We're Jewish, although still culturally interfaith. What that means is that we are Jewish with some bonus traditions that I dragged along with me into the family. Really, the only main holiday that we celebrate (other than the Jewish holidays, and other American holidays, like Thanksgiving, Halloween, July 4th, etc) is Christmas. Although that's also like saying we celebrate absolutely everything, with the possible exception of Kwanzaa and the Chinese New Year. We don't make a big deal about Easter here in the house, but the annual egg hunt at my mother's is a favorite tradition.
So right now, we're in the middle of Hanukkah. As a family that celebrates both Christmas and Hanukkah, I find that we're in an odd place. Because we are most definitely Jewish, active and happy members of the synagogue in Worcester, we do Shabbat dinner every week, and have kids CDs in Hebrew on auto repeat in the car. But we also love candy canes, my kids are amused and delighted at the prospect of Santa Claus and we're getting a tree later on this week.
But this weekend was the beginning of the week long celebration of Hanukkah. It's a minor holiday in the Jewish calendar, commemorating the triumph of a small band of Jewish soldiers to reclaim the Temple. Once the Temple was cleaned up, they discovered that there was only enough oil to last one night, but, as they say, "a great miracle happened there," and the oil lasted the eight days it took to make more. We light menorahs every night (Julie keeps calling them Torahs) and every night, we try to do something special. Some nights it's presents, some nights it's a dinner at the synagogue, or we go out and look at holiday lights with hot cocoa.
Saturday night, we had the first night, and we lit all nine of the menorahs we had at that point (we've since added another, bringing the total up to ten). Each child got a book for their present. Yesterday was non-stop Hanukkah, with a family party in the morning, a menorah lighting at Newton Square in the afternoon, and then a big dinner with my stepdaughters and more presents. This afternoon, Jessie has a play that she's performing in at religious school and then we've got dinner at the synagogue. Tomorrow night, we're actually getting our tree, and then Wednesday night, we'll do another menorah lighting at religious school, Thursday night is the Boy Scouts pot luck (we're bringing latkes) and Friday night is Shabbat.

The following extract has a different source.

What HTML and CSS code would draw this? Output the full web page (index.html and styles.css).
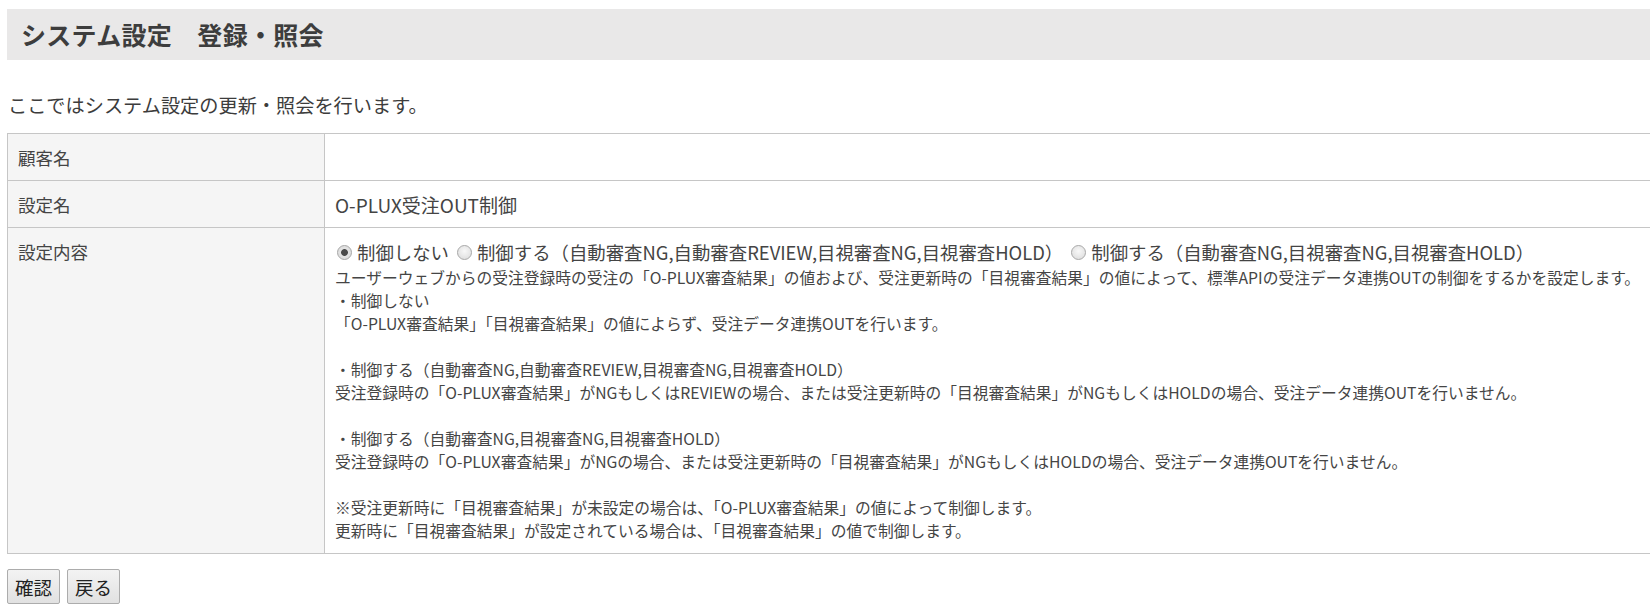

Things are crazy this year, and I'm not sure why. Last year, I remember thinking that Hanukkah was so peaceful compared to the frantic rush of Christmas, but this year it seems the exact opposite. I don't know if it's just that Hanukkah came so early this year, so I wasn't entirely mentally ready for the holidays, or if it's a function of kids getting older. More activities, more explanations about religion and why we celebrate what, more kids running around and bugging each other. Last year, Julie wasn't really walking, and she certainly wasn't claiming all gifts that come into the house as her own, the way she is this year. Last year, Sam was still five, and had no activities outside of school. Last year, Jessie was a lot younger, in many ways, and not as articulate about trying to figure out why different people follow different religions. I feel like this has been a year with a lot more squabbling, a lot more running around and a lot more spiritual questioning. All of which is lovely - don't get me wrong. I love having three (and sometimes five) kids, and squabbling is a part of that. I love having a busy, active life, with lots of friends and huge families to celebrate with. And I LOVE that my kids ask questions, I love that we discuss and debate and ponder these deep spiritual topics in the car and at night before bed.
But I also am tired. And looking forward to my week between Hanukkah and Christmas.